- EXERCISE AIM -
State the number of lines that include the string "React", and write nothing else.

- DATA EXTRACT -
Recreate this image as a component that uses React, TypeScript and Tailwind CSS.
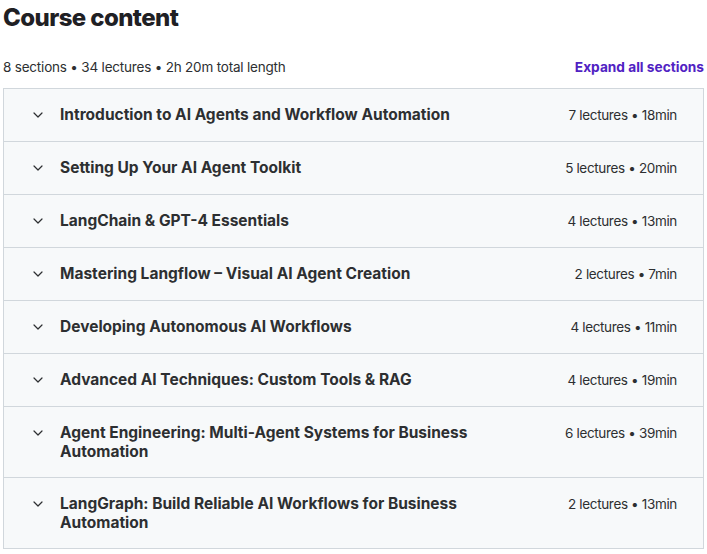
import React from "react";

type Section = {
  title: string;
  lectures: number;
  minutes: number;
};

const sections: Section[] = [
  { title: "Introduction to AI Agents and Workflow Automation", lectures: 7, minutes: 18 },
  { title: "Setting Up Your AI Agent Toolkit", lectures: 5, minutes: 20 },
  { title: "LangChain & GPT-4 Essentials", lectures: 4, minutes: 13 },
  { title: "Mastering Langflow – Visual AI Agent Creation", lectures: 2, minutes: 7 },
  { title: "Developing Autonomous AI Workflows", lectures: 4, minutes: 11 },
  { title: "Advanced AI Techniques: Custom Tools & RAG", lectures: 4, minutes: 19 },
  { title: "Agent Engineering: Multi-Agent Systems for Business Automation", lectures: 6, minutes: 39 },
  { title: "LangGraph: Build Reliable AI Workflows for Business Automation", lectures: 2, minutes: 13 },
];

const Chevron = () => (
  <svg width="10" height="6" viewBox="0 0 10 6" fill="none" className="mt-[7px] shrink-0">
    <path d="M1 1L5 5L9 1" stroke="#2d2f31" strokeWidth="1.2" strokeLinecap="round" strokeLinejoin="round" />
  </svg>
);

const SectionRow: React.FC<{ section: Section }> = ({ section }) => (
  <div className="flex items-start border-t border-[#d1d7dc] bg-[#f7f9fa] py-4 pl-[29px] pr-[26px] first:border-t-0">
    <Chevron />
    <h3 className="ml-[17px] mr-6 max-w-[430px] flex-1 text-[15.5px] font-bold leading-[19px] text-[#2d2f31]">
      {section.title}
    </h3>
    <span className="ml-auto whitespace-nowrap text-[13.5px] leading-[20px] tracking-[-0.35px] text-[#2d2f31]">
      {section.lectures} lectures • {section.minutes}min
    </span>
  </div>
);

const App: React.FC = () => {
  return (
    <div className="min-h-screen bg-white px-[3px] font-['Inter',sans-serif] text-[#2d2f31]">
      <h2 className="pt-[2px] text-[24px] font-extrabold leading-[32px] tracking-[-0.6px] text-[#1f2024]">
        Course content
      </h2>

      <div className="mt-[23px] flex items-center justify-between pb-[11px]">
        <span className="text-[13.5px] leading-[20px] tracking-[-0.2px]">
          8 sections • 34 lectures • 2h 20m total length
        </span>
        <button className="text-[13.7px] font-bold leading-[20px] text-[#5022c3]">Expand all sections</button>
      </div>

      <div className="border border-[#d1d7dc]">
        {sections.map((s) => (
          <SectionRow key={s.title} section={s} />
        ))}
      </div>
    </div>
  );
};

export default App;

- TASK OUTPUT -
4